-------- INFORMATION SUPPLIED --------
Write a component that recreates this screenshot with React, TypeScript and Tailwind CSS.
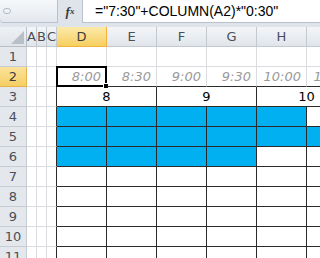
const cols = [
  { key: "A", w: 10 },
  { key: "B", w: 10 },
  { key: "C", w: 10 },
  { key: "D", w: 50 },
  { key: "E", w: 50 },
  { key: "F", w: 50 },
  { key: "G", w: 50 },
  { key: "H", w: 50 },
  { key: "I", w: 50 }
];

const times: Record<string, string> = {
  D: "8:00",
  E: "8:30",
  F: "9:00",
  G: "9:30",
  H: "10:00",
  I: "10:30"
};

// last blue column index per row (D = 3)
const blueTo: Record<number, number> = { 4: 7, 5: 8, 6: 6 };

const rows = [1, 2, 3, 4, 5, 6, 7, 8, 9, 10, 11];

function FormulaBar() {
  return (
    <div className="flex h-[27px] bg-[#dfe4ea] pb-[4px]">
      <div className="flex w-[58px] items-center rounded-bl-[4px] border-r border-b border-[#b9c1cc] bg-gradient-to-b from-[#f6f8fa] to-[#e3e8ee] pl-[3px]">
        <span className="h-[6px] w-[8px] rounded-full border border-[#b3bac4] bg-[#eef1f4]" />
      </div>
      <div className="flex w-[24px] items-center justify-center font-['Liberation_Serif',serif] text-[13px] font-bold italic text-[#3a3a3a]">
        f<span className="text-[9px]">x</span>
      </div>
      <div className="flex flex-1 items-center border-b border-l border-[#b9c1cc] bg-white pl-[12px] font-['Liberation_Sans',sans-serif] text-[14px] text-black">
        ="7:30"+COLUMN(A2)*"0:30"
      </div>
    </div>
  );
}

function Sheet() {
  const cells: React.ReactNode[] = [];

  // header row
  cells.push(
    <div
      key="corner"
      className="flex items-end justify-end border-r border-b border-[#b7bec8] bg-gradient-to-b from-[#eef1f4] to-[#e0e4e9] pr-[2px] pb-[2px]"
    >
      <svg width="13" height="13" viewBox="0 0 13 13">
        <polygon points="13,0 13,13 0,13" fill="#b8bfc8" />
      </svg>
    </div>
  );
  cols.forEach((c) => {
    const sel = c.key === "D";
    cells.push(
      <div
        key={"h" + c.key}
        className={`flex items-center justify-center border-r border-b text-[13px] ${
          sel
            ? "border-[#f2b23b] bg-gradient-to-b from-[#fce9a8] to-[#f6cf5e] text-[#3d3d3d]"
            : "border-[#c3c9d1] bg-gradient-to-b from-[#f3f5f8] to-[#e1e5ea] text-[#4a4f57]"
        }`}
      >
        {c.key}
      </div>
    );
  });

  rows.forEach((r) => {
    cells.push(
      <div
        key={"r" + r}
        className={`flex items-center justify-center border-r border-b text-[13px] ${
          r === 2
            ? "border-[#e6b34a] bg-gradient-to-b from-[#fbe39a] to-[#f5cf62] text-[#3d3d3d]"
            : "border-[#c6ccd4] bg-[#e4e8ed] text-[#4a4f57]"
        }`}
      >
        {r}
      </div>
    );

    for (let i = 0; i < cols.length; i++) {
      const c = cols[i];
      const boxed = r >= 3 && i >= 3;
      const rightBlack = r >= 3 && i >= 2;
      const bottomBlack = r >= 2 && i >= 3;
      const blue = blueTo[r] !== undefined && i >= 3 && i <= blueTo[r];

      if (r === 3 && i >= 3) {
        // merged pairs D:E, F:G, H:I
        const label = i === 3 ? "8" : i === 5 ? "9" : "10";
        cells.push(
          <div
            key={"c" + r + c.key}
            className="col-span-2 flex items-center justify-center border-r border-b border-[#2b2b2b] bg-white pt-[1px] text-[13px] text-black"
          >
            {label}
          </div>
        );
        i++;
        continue;
      }

      cells.push(
        <div
          key={"c" + r + c.key}
          className={`relative flex items-center justify-end pr-[5px] border-r border-b ${
            rightBlack ? "border-r-[#2b2b2b]" : "border-r-[#dadcdf]"
          } ${bottomBlack ? "border-b-[#2b2b2b]" : "border-b-[#dadcdf]"} ${
            blue ? "bg-[#00b0f0]" : boxed ? "bg-white" : ""
          }`}
        >
          {r === 2 && times[c.key] && (
            <span className="whitespace-nowrap text-[13px] italic text-[#9a9a9a]">
              {times[c.key]}
            </span>
          )}
          {r === 2 && c.key === "D" && (
            <>
              <div className="absolute -top-[1px] -left-[1px] h-[21px] w-[51px] border-2 border-black" />
              <div className="absolute -right-[3px] -bottom-[3px] h-[6px] w-[6px] border border-white bg-black" />
            </>
          )}
        </div>
      );
    }
  });

  return (
    <div
      className="grid bg-white"
      style={{
        gridTemplateColumns: "27px 10px 10px 10px 50px 50px 50px 50px 50px 50px",
        gridTemplateRows: "20px repeat(11, 20px)"
      }}
    >
      {cells}
    </div>
  );
}

export default function App() {
  return (
    <div className="h-[258px] w-[320px] overflow-hidden bg-white font-['DejaVu_Sans',sans-serif]">
      <FormulaBar />
      <Sheet />
    </div>
  );
}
--------
Return each line that includes "React".

Write a component that recreates this screenshot with React, TypeScript and Tailwind CSS.
  const cells: React.ReactNode[] = [];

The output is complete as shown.